There are several common grounds that form the basis for removing an arbitrator:
- Failure to comply with the applicable law;
- Failure to comply with the arbitration agreement;
- Failure of the arbitrator to disclose former or current conflicts;
- Failure of the arbitrator to conduct proceedings efficiently and/ or fairly; and
- Lack of impartiality or independence.
There are also a wide variety of standards and guidance arising out of the spectrum of arbitration rules which can be applied when determining whether any application seeking the removal of an arbitrator should be upheld. These standards and guidance are particularly diverse when it comes to the matter of conflicts including, for example, the IBA Guidelines on Conflicts of Interest in International Arbitration and the American Arbitration Association’s four-part test.
What is the process when seeking to remove an arbitrator?
The applicable law, the arbitration agreement, and the arbitration rules will set the procedure to be followed when seeking to remove an arbitrator. They will dictate whether a formal application is required.
As a matter of professional courtesy, and to avoid the time and costs of a formal application, one or more of the parties may ask the arbitrator in question to resign voluntarily. Where the arbitrator refuses then the parties will proceed with a formal application.
The application process commences with a written request to the arbitrator, the tribunal, or the arbitral institution, as applicable and as dictated by the law, the arbitration agreement, and the arbitration rules. The standards and guidance referred to will require detailed research and substantiation to formulate the application. It must set out clearly the grounds for removal. It should also include any supporting evidence. The other party will be given an opportunity to respond to the application. The arbitral institution, dependent on the rules, may also ask the arbitrator in question or their tribunal colleagues to provide their comments.
Most institutional rules will require that any party who wishes to request the removal of an arbitrator following their nomination must do so promptly. However, it is often the case that the conduct and behavior in question does not come to light in the early stages of the arbitration. UNCITRAL Arbitration Rules, by way of example, provide a period of 15 days following notice of appointment or 15 days from which the circumstances upon which the request for removal is based became known to that party. The ICC Arbitration Rules provide for a 30-day period.
Removal applications can have serious ramifications for the parties and the proceedings, so it is important that parties have sufficient time within which to make the decision as to whether to raise a challenge or not.
The arbitrator, the tribunal, or the arbitral institution (as applicable) will release a written decision regarding the challenge to the arbitrator. It will confirm whether it believes the party’s application was in fact timely and whether the request for removal is upheld or dismissed. The decision will also confirm whether there will be any award as to costs arising out of the application, which may depend on whether the application has been upheld or dismissed.
In some jurisdictions where the request for removal remains unresolved, the party may apply to its national court for intervention if the applicable law permits. The court of the seat of the arbitration will then make a final determination on the request for removal of the arbitrator, thereby also ensuring that the integrity of the arbitration process remains intact.
Where an application to remove is upheld and the arbitrator is removed, the procedural clock will effectively stop pending nomination of a replacement arbitrator using the same rules and procedure as the original nomination process.

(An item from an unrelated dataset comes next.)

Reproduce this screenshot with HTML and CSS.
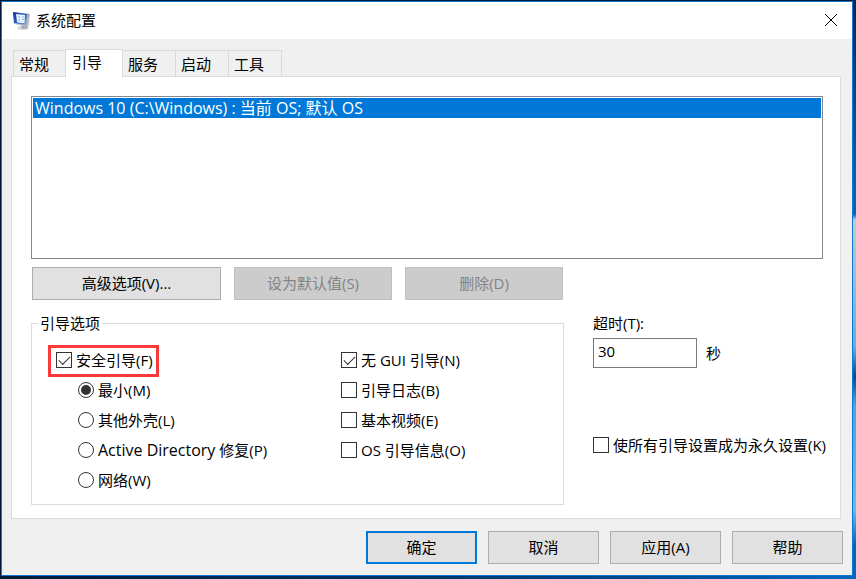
FILE: index.html
```html
<!DOCTYPE html>
<html lang="zh">
<head>
    <meta charset="UTF-8">
    <meta name="viewport" content="width=device-width, initial-scale=1.0">
    <title>系统配置</title>
    <link rel="stylesheet" href="styles.css">
</head>
<body>
    <div class="dialog">
        <header class="titlebar">
            <svg class="app-icon" viewBox="0 0 20 20" aria-hidden="true">
                <defs>
                    <linearGradient id="screen" x1="0" y1="0" x2="1" y2="1">
                        <stop offset="0" stop-color="#14249a"/>
                        <stop offset=".6" stop-color="#3567c8"/>
                        <stop offset="1" stop-color="#8fb4ea"/>
                    </linearGradient>
                    <linearGradient id="frame" x1="0" y1="0" x2="1" y2="0">
                        <stop offset="0" stop-color="#d9dde6"/>
                        <stop offset="1" stop-color="#a6abb3"/>
                    </linearGradient>
                </defs>
                <ellipse cx="11" cy="18" rx="6" ry="2" fill="#d5d8dc"/>
                <path d="M9 14l6 1 1 3-6 1z" fill="#a4a9b0"/>
                <path d="M15 3l3 1-1 11-2 2-2-1z" fill="#c3c7cd"/>
                <path d="M1 2l16 2-2 13-13-3z" fill="url(#frame)"/>
                <path d="M1 2l14 2-1 11-12-2z" fill="url(#screen)"/>
                <path d="M4 4l5 .5v8.500l-4-.7zM9 4.500l4 .6-.5 8-3.500-.1z" fill="#e6f2fc"/>
                <path d="M6 6.500l.8 1 1.200-1.500M6 9.500l.8 1L8 9M10 7h2M10 9.500h2" fill="none" stroke="#67a9d8" stroke-width=".8"/>
            </svg>
            <h1 class="title">系统配置</h1>
            <button class="close" type="button" aria-label="关闭">
                <svg viewBox="0 0 12 12" aria-hidden="true"><path d="M0 0L12 12M12 0L0 12"/></svg>
            </button>
        </header>

        <main class="content">
            <div class="tabs" role="tablist">
                <button class="tab" type="button" role="tab">常规</button>
                <button class="tab active" type="button" role="tab" aria-selected="true">引导</button>
                <button class="tab" type="button" role="tab">服务</button>
                <button class="tab" type="button" role="tab">启动</button>
                <button class="tab" type="button" role="tab">工具</button>
            </div>

            <section class="panel">
                <select class="os-list" size="8" aria-label="操作系统">
                    <option selected>Windows 10 (C:\Windows) : 当前 OS; 默认 OS</option>
                </select>

                <div class="actions">
                    <button class="btn wide" type="button">高级选项(V)...</button>
                    <button class="btn" type="button" disabled>设为默认值(S)</button>
                    <button class="btn" type="button" disabled>删除(D)</button>
                </div>

                <div class="settings">
                    <fieldset class="options">
                        <legend>引导选项</legend>
                        <div class="option-cols">
                            <div class="col">
                                <label class="choice marked"><input type="checkbox" checked>安全引导(F)</label>
                                <label class="choice sub"><input type="radio" name="safe" checked>最小(M)</label>
                                <label class="choice sub"><input type="radio" name="safe">其他外壳(L)</label>
                                <label class="choice sub"><input type="radio" name="safe"><span><span class="latin">Active Directory</span> 修复(P)</span></label>
                                <label class="choice sub"><input type="radio" name="safe">网络(W)</label>
                            </div>
                            <div class="col">
                                <label class="choice"><input type="checkbox" checked>无 GUI 引导(N)</label>
                                <label class="choice"><input type="checkbox">引导日志(B)</label>
                                <label class="choice"><input type="checkbox">基本视频(E)</label>
                                <label class="choice"><input type="checkbox">OS 引导信息(O)</label>
                            </div>
                        </div>
                    </fieldset>

                    <div class="side">
                        <label for="timeout">超时(T):</label>
                        <div class="timeout-row">
                            <input class="timeout" id="timeout" type="text" value="30">
                            <span>秒</span>
                        </div>
                        <label class="choice permanent"><input type="checkbox">使所有引导设置成为永久设置(K)</label>
                    </div>
                </div>
            </section>
        </main>

        <footer class="footer">
            <button class="btn default" type="button">确定</button>
            <button class="btn" type="button">取消</button>
            <button class="btn" type="button">应用(A)</button>
            <button class="btn" type="button">帮助</button>
        </footer>
    </div>
</body>
</html>
```

FILE: styles.css
```css
* {
    box-sizing: border-box;
}

body {
    margin: 0;
    padding: 1px 3px 3px 1px;
    min-height: 100vh;
    display: flex;
    /* desktop wallpaper behind the dialog */
    background:
        linear-gradient(#00284f 0%, #0062b5 30%, #0066bb 37%, #b5d0dc 38%, #58b4dc 60%, #004a97 65%, #3fa9e0 70%, #5cc0ea 88%, #0068c0 94%) right / 3px 100% no-repeat,
        linear-gradient(90deg, #001a38 0%, #003263 45%, #004a8c 75%, #0068c0 100%) bottom / 100% 3px no-repeat,
        #001a38;
    color: #000;
}

body, button, input, select {
    font-family: "Open Sans", "Noto Sans CJK SC", sans-serif;
    font-size: 15px;
    line-height: 20px;
}

.dialog {
    flex: 1;
    display: flex;
    flex-direction: column;
    border: 1px solid #1177d1;
    background-color: #f0f0f0;
}

/* title bar */
.titlebar {
    display: flex;
    align-items: center;
    height: 37px;
    padding: 0 15px 2px 10px;
    background-color: #fff;
}

.app-icon {
    width: 20px;
    height: 20px;
}

.title {
    margin: 0 auto 0 4px;
    font-size: 15px;
    font-weight: normal;
}

.close {
    display: flex;
    padding: 0;
    border: 0;
    background: none;
}

.close svg {
    width: 12px;
    height: 12px;
    overflow: visible;
    fill: none;
    stroke: #000;
}

/* tabs */
.content {
    flex: 1;
    display: flex;
    flex-direction: column;
    padding: 10px 11px 0 9px;
}

.tabs {
    display: flex;
    align-items: flex-end;
    padding-left: 2px;
}

.tab {
    width: 53px;
    height: 26px;
    padding: 0 5px;
    border: 1px solid #d9d9d9;
    border-width: 1px 1px 0 0;
    background-color: #f0f0f0;
    color: #000;
    text-align: left;
}

.tab:first-child {
    border-left-width: 1px;
}

.tab.active {
    width: 58px;
    height: 28px;
    margin: 0 0 -1px -1px;
    padding: 0 6px 4px;
    border-left-width: 1px;
    background-color: #fff;
    z-index: 1;
}

.panel {
    flex: 1;
    display: flex;
    flex-direction: column;
    padding: 19px 0 13px 19px;
    border: 1px solid #dcdcdc;
    background-color: #fff;
}

.os-list {
    height: 163px;
    margin-right: 17px;
    padding: 1px;
    border: 1px solid #828790;
    border-radius: 0;
    background-color: #fff;
    font-size: 16px;
    outline: none;
    overflow: hidden;
}

.os-list option {
    display: flex;
    align-items: center;
    height: 20px;
    min-height: 20px;
    padding: 0 2px 2px;
}

.os-list option:checked {
    background: linear-gradient(#0078d7, #0078d7);
    -webkit-text-fill-color: #fff;
}

/* buttons */
.btn {
    height: 33px;
    padding: 0 0 2px;
    border: 1px solid #adadad;
    border-radius: 0;
    background-color: #e1e1e1;
    color: #000;
}

.btn:disabled {
    border-color: #bfbfbf;
    background-color: #ccc;
    color: #838383;
}

.btn.default {
    border: 2px solid #0078d7;
}

.actions {
    display: flex;
    gap: 13px;
    margin: 8px 0 13px 1px;
}

.actions .btn {
    width: 158px;
}

.actions .wide {
    width: 189px;
}

/* boot options */
.settings {
    flex: 1;
    display: grid;
    grid-template-columns: 1fr 247px;
    gap: 29px;
}

.options {
    min-width: 0;
    margin: 0;
    padding: 12px 0 8px 16px;
    border: 1px solid #dcdcdc;
}

.options legend {
    margin-left: -10px;
    padding: 0 2px;
}

.option-cols {
    display: grid;
    grid-template-columns: 293px 1fr;
}

.col {
    display: flex;
    flex-direction: column;
    align-items: flex-start;
}

.choice {
    display: flex;
    align-items: center;
    gap: 4px;
    height: 30px;
    white-space: nowrap;
}

.choice.sub {
    margin-left: 30px;
}

.choice.marked {
    height: 32px;
    margin-bottom: -2px;
    padding: 0 3px 2px 5px;
    border: 3px solid #fa3a3a;
}

.latin {
    font-size: 16px;
}

.choice input {
    appearance: none;
    flex: none;
    width: 16px;
    height: 16px;
    margin: 0;
    border: 1px solid #333;
    background-color: #fff;
}

.choice input[type="radio"] {
    border-radius: 50%;
}

.choice input[type="radio"]:checked {
    padding: 2px;
    background-color: #333;
    background-clip: content-box;
}

.choice input[type="checkbox"]:checked {
    display: grid;
    place-items: center;
}

.choice input[type="checkbox"]:checked::before {
    content: "";
    width: 10px;
    height: 5px;
    margin-top: -3px;
    border: solid #333;
    border-width: 0 0 1px 1px;
    transform: rotate(-45deg);
}

/* timeout */
.timeout-row {
    display: flex;
    align-items: center;
    gap: 9px;
    margin-top: 5px;
}

.timeout {
    width: 104px;
    height: 30px;
    padding: 0 4px 4px;
    border: 1px solid #7a7a7a;
    border-radius: 0;
    background-color: #fff;
}

.permanent {
    margin-top: 62px;
}

.footer {
    display: flex;
    justify-content: flex-end;
    gap: 11px;
    padding: 12px 9px 11px;
}

.footer .btn {
    width: 111px;
}
```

Where an application is dismissed and the arbitrator remains in place, the procedural timetable will proceed in all respects.
Should we remove an arbitrator?
This question is perhaps the most difficult in the context of this subject for both clients and counsel alike. It requires serious and careful consideration before proceeding with any application to remove. Some key considerations include the following:
- Firstly, consideration must be given to the time, resources, and costs inherent in the preparation of any application. Depending on the extent of the allegations against the arbitrator in question and the evidence in support of the same, any such application can add a material amount of additional time, resources, and cost. This must be weighed against the merits and likely outcome of the application.
- Achieving a successful outcome in the application to remove does not necessarily guarantee a better replacement, but on balance most clients and counsel would argue that it is likely to be better than continuing with the previous incumbent.
- Replacing an arbitrator will delay the proceedings. Consideration must be given to likely timescales overall and impacts on the procedural timetable. This is also pertinent if the ground for removal in question relates to the efficiency of the arbitrator.
- Query whether using the application for removal process is merely a strategic challenge designed to delay the proceedings. Any arbitrator, tribunal, or institution being asked to review and provide a decision on any request to remove will give serious consideration to this aspect. An adverse decision in this regard may entail an award of costs to the party resisting removal.
- If the application is dismissed, the parties will be left with that arbitrator still in play. That, in and of itself, may mean that making such an application is neither prudent nor in the best interests of the parties or the arbitration process. The result at best could simply be a grumpy arbitrator, or at worst a vengeful one. On a wider scale, it could result in an entire tribunal drawing a negative inference against the applicant party, which could have ramifications for the outcome of the arbitration and the award.
Applicable laws, arbitration agreements, and arbitration rules generally support the ability of any party to make an application challenging an arbitrator and requesting their removal. The application process itself is not a difficult one. However, any such application must be given serious and strategic consideration by both clients and counsel before being filed, particularly given that such applications often fail. Most sensible counsel see it as part of their professional and ethical duty to remove conflicted, biased, or incompetent arbitrators. Most clients want to increase their chances of a better outcome or award. But, given the level of risk, we cannot ignore the fact that a situation which started with a sense of frustration, albeit serious in nature, can result in a more protracted arbitration environment.